Observations of Boundary Layer Evolution Downwind of a Remote, Small Island during the FATIMA 2022 Campaign

The Fog and Turbulence in the Marine Atmosphere (FATIMA) Project executed a field campaign in the northwest Atlantic Ocean near Sable Island (SI), Nova Scotia in July and August 2022. SI is a low relief crescent-shaped, sandy island approximately 40 km long, 1.5 km wide (at its widest point), and is approximately 300 km east of Halifax on the edge of the continental shelf. The over-arching scientific objective of FATIMA is to characterize the upper ocean and atmospheric controls on marine fog and to better understand the physics and microphysics governing the fog life cycle. The remote observing station set-up on SI was complimented by a retrofitted supply vessel, the PSV Atlantic Condor, equipped for atmospheric and oceanographic sampling.

This presentation will focus on the island- and ship-coordinated sampling mission executed on July 25^th to investigate fog-island interactions within the marine atmospheric boundary layer (MABL). In the days preceding the 25^th, high resolution numerical forecasts predicted a fog event with reduced visibility across the Sable Banks portion of the Nova Scotian shelf. However, these forecasts also reported a small region of high visibility (clear surface conditions: no fog) on the lee side of SI and extending to the northeast several island widths downstream. This feature persisted over several forecast updates leading up to the 25^th; it was also supported by anecdotal evidence from SI in earlier fog events. It was hypothesized that this feature was caused by wind-fog-island interactions leading to enhanced turbulent mixing downstream of the island causing a localized evaporation of fog liquid water in the island’s lee and generating an apparent shadow, or wake, in the fog.

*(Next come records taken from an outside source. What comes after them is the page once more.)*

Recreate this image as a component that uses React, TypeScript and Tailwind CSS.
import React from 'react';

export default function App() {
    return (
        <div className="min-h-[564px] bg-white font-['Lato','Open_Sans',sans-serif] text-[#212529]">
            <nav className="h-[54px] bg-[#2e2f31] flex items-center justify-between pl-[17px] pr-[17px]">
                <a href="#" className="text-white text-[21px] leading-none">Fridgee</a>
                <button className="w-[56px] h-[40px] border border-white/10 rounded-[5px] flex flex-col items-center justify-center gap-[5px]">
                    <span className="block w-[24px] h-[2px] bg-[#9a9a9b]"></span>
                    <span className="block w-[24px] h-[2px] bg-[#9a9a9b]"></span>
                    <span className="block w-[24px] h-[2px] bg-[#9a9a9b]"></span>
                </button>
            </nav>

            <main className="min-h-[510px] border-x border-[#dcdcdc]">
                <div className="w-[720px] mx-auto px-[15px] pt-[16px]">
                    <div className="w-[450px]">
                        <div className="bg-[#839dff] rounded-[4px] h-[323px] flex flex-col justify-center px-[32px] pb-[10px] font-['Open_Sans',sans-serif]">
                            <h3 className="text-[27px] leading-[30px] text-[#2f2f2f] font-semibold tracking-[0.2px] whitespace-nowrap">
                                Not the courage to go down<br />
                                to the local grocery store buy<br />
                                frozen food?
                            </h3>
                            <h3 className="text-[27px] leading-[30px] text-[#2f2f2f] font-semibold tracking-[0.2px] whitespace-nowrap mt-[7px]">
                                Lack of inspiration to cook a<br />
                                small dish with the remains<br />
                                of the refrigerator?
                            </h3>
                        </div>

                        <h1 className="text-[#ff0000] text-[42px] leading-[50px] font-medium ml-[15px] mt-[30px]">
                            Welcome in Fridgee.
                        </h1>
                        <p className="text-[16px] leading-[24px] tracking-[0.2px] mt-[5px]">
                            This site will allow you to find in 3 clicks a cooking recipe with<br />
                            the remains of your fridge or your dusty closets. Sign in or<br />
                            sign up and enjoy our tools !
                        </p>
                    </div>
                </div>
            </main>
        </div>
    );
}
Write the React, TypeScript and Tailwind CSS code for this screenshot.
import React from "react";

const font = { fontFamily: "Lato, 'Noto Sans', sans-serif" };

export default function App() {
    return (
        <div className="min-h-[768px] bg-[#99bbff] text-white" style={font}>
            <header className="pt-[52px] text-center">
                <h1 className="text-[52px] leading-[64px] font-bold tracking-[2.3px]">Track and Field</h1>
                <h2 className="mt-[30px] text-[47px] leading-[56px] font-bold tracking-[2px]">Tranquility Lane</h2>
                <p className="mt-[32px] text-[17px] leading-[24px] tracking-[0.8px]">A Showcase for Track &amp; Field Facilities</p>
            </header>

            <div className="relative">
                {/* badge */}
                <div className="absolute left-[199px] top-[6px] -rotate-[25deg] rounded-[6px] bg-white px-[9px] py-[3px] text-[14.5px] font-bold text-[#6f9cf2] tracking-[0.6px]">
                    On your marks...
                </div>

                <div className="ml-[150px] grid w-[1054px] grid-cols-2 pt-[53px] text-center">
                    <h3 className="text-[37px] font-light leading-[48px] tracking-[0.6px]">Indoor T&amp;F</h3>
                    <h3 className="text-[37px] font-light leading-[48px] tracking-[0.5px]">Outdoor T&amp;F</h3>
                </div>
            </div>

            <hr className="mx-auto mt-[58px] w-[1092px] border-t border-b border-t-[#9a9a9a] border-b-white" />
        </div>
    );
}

To investigate the atmosphere-island-fog interactions, the Atlantic Condor was deployed in the lee of SI to survey the downstream area for ~21 hours. This was complimented by continuous measurements on the island and a ship-shore coordinated rawindsonde launch schedule to probe the boundary layer profile. The atmospheric state on the 25^th was largely dominated by a low-level southwesterly jet driving winds >20 m/s at 200 m, with 10-m winds of 10 m/s. Localized shear in the horizontal mean wind speed at the surface and within the lower MABL was attributed to the island effect on the flow. This was likely caused by the change in surface roughness, and temperature as the day continued, but localized to within 20 km of shore and the lowest 50 meters of profile. Using the ship’s fog liquid water and microphysical sampling, fog was possibly observed before/after sunrise/sunset, but without a strong indication the ship crossed a fog-clear surface boundary condition in the lee of SI during its surveying. Anecdotal evidence and sounding profiles reveal multi-level cloud structure above the MABL.

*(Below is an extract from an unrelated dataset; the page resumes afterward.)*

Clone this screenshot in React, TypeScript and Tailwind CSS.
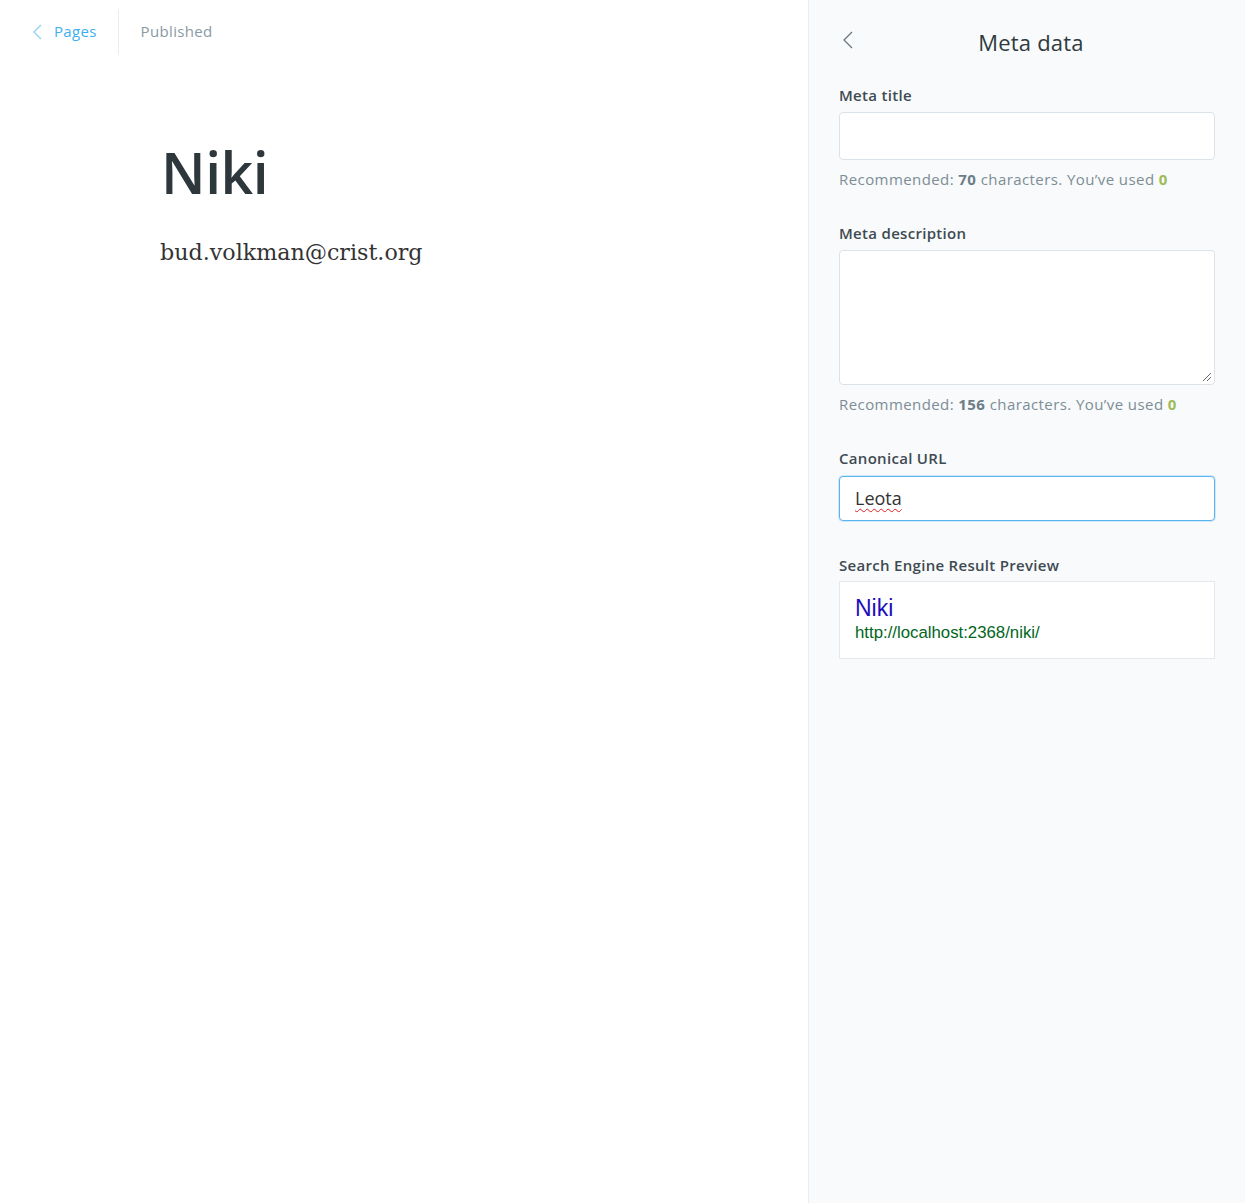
import React from "react";

const sans = { fontFamily: '"Open Sans", "Noto Sans", sans-serif' };

export default function App() {
  return (
    <div className="flex w-[1245px] h-[1203px] bg-white" style={sans}>
      <div className="flex-1 flex flex-col">
        <div className="flex items-center h-[62px] pl-[32px] pt-[1px]">
          <a className="flex items-center gap-[10px] text-[15px] text-[#3eb0ef] pr-[21px] tracking-[0.3px]">
            <svg width="12" height="18" viewBox="0 0 12 18" fill="none" stroke="#8cd0f5" strokeWidth="1.2">
              <path d="M9 2 L2 9 L9 16" />
            </svg>
            <span>Pages</span>
          </a>
          <div className="w-px h-[46px] bg-[#e5eff5]" />
          <span className="ml-[22px] text-[15px] text-[#8a9aa3] tracking-[0.35px]">Published</span>
        </div>
        <div className="pl-[160px] pt-[82px]">
          <h1 className="text-[57px] leading-[1] font-semibold text-[#2e373c] tracking-[-0.5px] ml-[1px]">Niki</h1>
          <p className="mt-[40px] text-[#333] leading-none" style={{ fontFamily: '"DejaVu Serif", "Liberation Serif", serif', fontSize: "22.2px" }}>
            bud.volkman@crist.org
          </p>
        </div>
      </div>
      <div className="w-[437px] shrink-0 border-l border-[#e9eef1] bg-[#f8fafb] px-[30px] tracking-[0.3px]">
        <div className="relative flex items-center justify-center h-[84px]">
          <svg className="absolute left-[3px] top-[31px]" width="12" height="18" viewBox="0 0 12 18" fill="none" stroke="#66737c" strokeWidth="1.2">
            <path d="M10 1 L2 9 L10 17" />
          </svg>
          <h2 className="text-[22px] text-[#2f3a40] font-normal pl-[8px] tracking-[0.2px]">Meta data</h2>
        </div>
        <label className="block text-[15px] font-semibold text-[#3e4a52]">Meta title</label>
        <div className="mt-[5px] h-[48px] bg-white border border-[#dbe3e9] rounded-[4px]" />
        <p className="mt-[8px] text-[15px] text-[#7d8d96] tracking-[0.42px]">
          Recommended: <b className="text-[#6c7e88]">70</b> characters. You’ve used <b className="text-[#9fbb58]">0</b>
        </p>
        <label className="block mt-[32px] text-[15px] font-semibold text-[#3e4a52]">Meta description</label>
        <div className="relative mt-[5px] h-[135px] bg-white border border-[#dbe3e9] rounded-[4px]">
          <svg className="absolute right-[2px] bottom-[2px]" width="10" height="10" viewBox="0 0 10 10" stroke="#666" strokeWidth="1">
            <path d="M9 1 L1 9 M9 5 L5 9" />
          </svg>
        </div>
        <p className="mt-[8px] text-[15px] text-[#7d8d96] tracking-[0.42px]">
          Recommended: <b className="text-[#6c7e88]">156</b> characters. You’ve used <b className="text-[#9fbb58]">0</b>
        </p>
        <label className="block mt-[32px] text-[15px] font-semibold text-[#3e4a52]">Canonical URL</label>
        <div className="mt-[6px] h-[45px] bg-white border border-[#5ab4ef] rounded-[4px] flex items-center pl-[15px] shadow-[0_0_0_1px_rgba(90,180,239,0.25)] tracking-normal">
          <span className="text-[18px] text-[#333] underline decoration-wavy decoration-[#e02020] decoration-[1px] underline-offset-[3px]">Leota</span>
        </div>
        <label className="block mt-[33px] text-[15px] font-semibold text-[#3e4a52]">Search Engine Result Preview</label>
        <div className="mt-[5px] h-[78px] bg-white border border-[#e3e9ee] px-[15px] pt-[13px] tracking-normal" style={{ fontFamily: '"Liberation Sans", Arial, sans-serif' }}>
          <div className="text-[23px] leading-[27px] text-[#1e0fbe]">Niki</div>
          <div className="text-[16.8px] leading-[22px] text-[#006621]">http://localhost:2368/niki/</div>
        </div>
      </div>
    </div>
  );
}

Further analysis will focus on connecting the observed spatio-temporal variance observed from ship and island to typical internal boundary layer scaling theory. This presentation will also include a discussion of the results within the context of the larger scale MABL evolution across the continental shelf boundary, where regime changes in surface temperature, waves, and currents exert strong forcing on the MABL.